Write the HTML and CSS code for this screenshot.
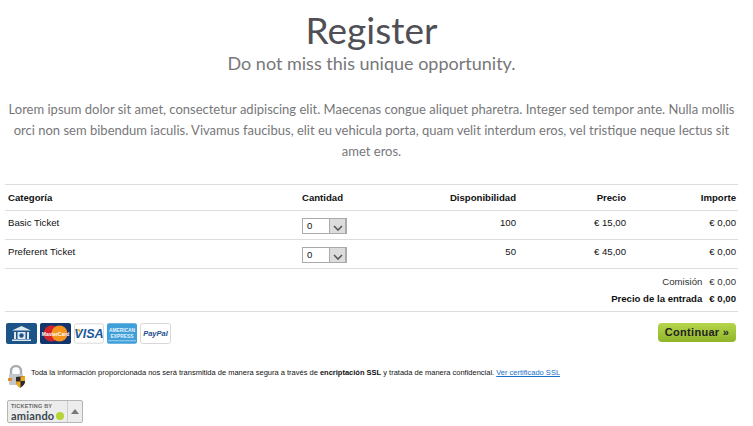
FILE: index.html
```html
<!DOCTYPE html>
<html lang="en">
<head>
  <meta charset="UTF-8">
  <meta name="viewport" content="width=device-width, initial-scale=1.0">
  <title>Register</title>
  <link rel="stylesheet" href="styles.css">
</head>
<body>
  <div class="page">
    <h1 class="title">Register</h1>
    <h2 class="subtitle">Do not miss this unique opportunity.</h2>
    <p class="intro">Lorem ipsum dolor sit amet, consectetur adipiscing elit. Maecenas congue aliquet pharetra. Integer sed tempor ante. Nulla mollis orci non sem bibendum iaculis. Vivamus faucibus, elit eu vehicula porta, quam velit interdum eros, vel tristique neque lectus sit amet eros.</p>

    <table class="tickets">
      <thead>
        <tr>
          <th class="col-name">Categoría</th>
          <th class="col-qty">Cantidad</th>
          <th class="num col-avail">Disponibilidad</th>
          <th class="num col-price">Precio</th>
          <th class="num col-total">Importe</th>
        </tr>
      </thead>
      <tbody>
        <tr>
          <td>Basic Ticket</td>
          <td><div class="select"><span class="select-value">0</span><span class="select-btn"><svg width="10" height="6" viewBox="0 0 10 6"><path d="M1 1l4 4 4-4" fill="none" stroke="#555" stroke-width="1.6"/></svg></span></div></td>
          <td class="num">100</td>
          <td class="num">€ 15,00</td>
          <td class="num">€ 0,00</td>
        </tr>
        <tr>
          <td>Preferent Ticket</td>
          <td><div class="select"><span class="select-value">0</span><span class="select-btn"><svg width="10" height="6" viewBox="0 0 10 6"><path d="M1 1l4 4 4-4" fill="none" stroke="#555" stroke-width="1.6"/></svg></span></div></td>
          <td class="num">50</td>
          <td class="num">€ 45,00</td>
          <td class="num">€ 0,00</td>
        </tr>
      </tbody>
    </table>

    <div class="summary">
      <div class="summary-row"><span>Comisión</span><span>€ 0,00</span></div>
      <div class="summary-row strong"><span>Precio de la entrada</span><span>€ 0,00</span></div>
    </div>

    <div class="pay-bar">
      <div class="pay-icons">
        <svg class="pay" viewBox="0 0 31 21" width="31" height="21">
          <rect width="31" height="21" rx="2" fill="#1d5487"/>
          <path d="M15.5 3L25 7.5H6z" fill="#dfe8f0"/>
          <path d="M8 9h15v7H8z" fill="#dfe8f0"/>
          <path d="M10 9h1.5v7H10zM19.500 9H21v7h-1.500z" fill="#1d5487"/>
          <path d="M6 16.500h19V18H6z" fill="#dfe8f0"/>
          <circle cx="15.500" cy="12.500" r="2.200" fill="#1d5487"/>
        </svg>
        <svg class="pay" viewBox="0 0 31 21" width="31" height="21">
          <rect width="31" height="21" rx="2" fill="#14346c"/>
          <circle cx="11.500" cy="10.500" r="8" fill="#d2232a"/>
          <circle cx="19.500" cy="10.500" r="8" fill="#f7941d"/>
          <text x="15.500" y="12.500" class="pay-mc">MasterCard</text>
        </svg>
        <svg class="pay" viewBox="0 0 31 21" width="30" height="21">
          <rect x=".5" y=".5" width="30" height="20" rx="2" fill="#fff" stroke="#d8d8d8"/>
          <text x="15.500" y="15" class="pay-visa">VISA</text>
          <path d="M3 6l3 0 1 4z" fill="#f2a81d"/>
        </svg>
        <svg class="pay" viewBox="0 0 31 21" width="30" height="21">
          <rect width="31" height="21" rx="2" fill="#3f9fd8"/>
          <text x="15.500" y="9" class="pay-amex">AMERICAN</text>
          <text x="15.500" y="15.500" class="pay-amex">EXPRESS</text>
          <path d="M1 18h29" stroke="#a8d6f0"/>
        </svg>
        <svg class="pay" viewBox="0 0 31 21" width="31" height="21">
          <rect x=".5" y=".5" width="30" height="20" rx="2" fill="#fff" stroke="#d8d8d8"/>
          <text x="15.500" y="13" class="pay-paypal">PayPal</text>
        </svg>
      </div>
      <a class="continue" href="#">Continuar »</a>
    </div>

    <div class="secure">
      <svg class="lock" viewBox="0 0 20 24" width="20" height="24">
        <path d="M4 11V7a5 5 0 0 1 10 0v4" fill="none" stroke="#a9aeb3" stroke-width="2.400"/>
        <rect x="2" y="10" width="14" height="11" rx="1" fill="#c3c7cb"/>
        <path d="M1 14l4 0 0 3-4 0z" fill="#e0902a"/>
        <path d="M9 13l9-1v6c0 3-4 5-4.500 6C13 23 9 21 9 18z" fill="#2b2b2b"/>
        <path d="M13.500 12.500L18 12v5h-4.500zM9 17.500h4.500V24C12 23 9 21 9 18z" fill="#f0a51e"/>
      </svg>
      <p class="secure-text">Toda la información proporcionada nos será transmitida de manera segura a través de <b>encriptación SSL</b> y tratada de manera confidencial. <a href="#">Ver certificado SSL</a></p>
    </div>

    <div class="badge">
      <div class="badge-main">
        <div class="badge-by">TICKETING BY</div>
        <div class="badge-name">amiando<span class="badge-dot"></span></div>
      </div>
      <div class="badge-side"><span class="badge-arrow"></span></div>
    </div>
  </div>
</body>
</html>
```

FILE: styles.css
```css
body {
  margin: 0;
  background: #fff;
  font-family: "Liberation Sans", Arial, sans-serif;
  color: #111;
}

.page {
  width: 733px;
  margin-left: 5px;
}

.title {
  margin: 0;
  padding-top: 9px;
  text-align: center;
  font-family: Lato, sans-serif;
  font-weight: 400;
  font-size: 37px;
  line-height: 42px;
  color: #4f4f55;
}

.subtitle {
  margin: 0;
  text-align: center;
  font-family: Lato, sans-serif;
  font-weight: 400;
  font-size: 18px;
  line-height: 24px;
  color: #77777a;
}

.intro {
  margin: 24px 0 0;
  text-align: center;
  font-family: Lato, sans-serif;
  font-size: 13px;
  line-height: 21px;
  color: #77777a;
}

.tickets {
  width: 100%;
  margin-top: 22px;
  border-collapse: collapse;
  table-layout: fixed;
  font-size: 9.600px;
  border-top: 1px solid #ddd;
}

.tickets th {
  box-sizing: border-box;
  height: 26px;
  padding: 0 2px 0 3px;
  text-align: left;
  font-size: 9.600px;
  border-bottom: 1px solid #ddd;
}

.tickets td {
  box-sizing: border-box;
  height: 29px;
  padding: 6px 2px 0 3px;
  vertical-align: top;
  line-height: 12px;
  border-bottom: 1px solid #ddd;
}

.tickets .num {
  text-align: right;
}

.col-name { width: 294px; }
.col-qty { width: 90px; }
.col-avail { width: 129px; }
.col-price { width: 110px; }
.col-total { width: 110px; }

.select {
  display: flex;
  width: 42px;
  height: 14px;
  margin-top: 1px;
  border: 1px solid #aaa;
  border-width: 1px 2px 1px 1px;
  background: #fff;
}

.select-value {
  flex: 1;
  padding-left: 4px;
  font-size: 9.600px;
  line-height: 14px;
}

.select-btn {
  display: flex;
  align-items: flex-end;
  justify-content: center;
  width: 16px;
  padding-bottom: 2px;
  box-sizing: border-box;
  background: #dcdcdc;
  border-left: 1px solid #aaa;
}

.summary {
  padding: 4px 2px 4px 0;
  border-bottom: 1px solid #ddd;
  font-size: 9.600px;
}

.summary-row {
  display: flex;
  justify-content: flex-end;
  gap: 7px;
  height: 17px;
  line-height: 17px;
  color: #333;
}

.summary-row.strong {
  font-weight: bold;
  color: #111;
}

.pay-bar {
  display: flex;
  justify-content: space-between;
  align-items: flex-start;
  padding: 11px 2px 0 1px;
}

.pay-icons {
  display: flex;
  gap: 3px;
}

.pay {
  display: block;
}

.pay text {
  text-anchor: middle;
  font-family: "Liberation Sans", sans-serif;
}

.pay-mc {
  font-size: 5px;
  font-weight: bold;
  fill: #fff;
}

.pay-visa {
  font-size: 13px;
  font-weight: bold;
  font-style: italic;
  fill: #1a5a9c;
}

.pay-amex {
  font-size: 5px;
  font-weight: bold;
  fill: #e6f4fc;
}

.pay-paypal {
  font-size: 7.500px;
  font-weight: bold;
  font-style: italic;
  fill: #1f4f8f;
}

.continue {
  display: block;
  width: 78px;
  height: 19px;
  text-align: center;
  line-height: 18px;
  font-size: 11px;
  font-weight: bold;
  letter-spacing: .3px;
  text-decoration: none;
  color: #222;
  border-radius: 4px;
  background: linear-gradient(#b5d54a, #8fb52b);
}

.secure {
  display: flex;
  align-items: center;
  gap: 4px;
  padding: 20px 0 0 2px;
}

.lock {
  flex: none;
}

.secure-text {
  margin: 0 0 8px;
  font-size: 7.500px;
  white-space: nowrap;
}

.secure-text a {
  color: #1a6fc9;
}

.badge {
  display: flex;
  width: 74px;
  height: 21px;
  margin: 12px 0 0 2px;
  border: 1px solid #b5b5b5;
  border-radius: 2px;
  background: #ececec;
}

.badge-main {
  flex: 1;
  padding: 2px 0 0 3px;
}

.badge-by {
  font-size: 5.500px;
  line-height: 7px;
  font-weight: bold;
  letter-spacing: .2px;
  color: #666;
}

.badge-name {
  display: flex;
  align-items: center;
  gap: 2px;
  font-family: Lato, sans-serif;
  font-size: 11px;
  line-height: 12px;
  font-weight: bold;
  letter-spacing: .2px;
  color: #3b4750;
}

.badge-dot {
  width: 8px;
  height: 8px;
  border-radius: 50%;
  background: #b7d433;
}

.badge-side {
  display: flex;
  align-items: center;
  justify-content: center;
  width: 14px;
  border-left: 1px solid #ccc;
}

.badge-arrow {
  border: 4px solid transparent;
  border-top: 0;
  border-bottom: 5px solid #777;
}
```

_ _ _ _ _ _ _

## Exercise
Where a line contains "this", copy that line.

## Reply to the exercise
Write the HTML and CSS code for this screenshot.
    <h2 class="subtitle">Do not miss this unique opportunity.</h2>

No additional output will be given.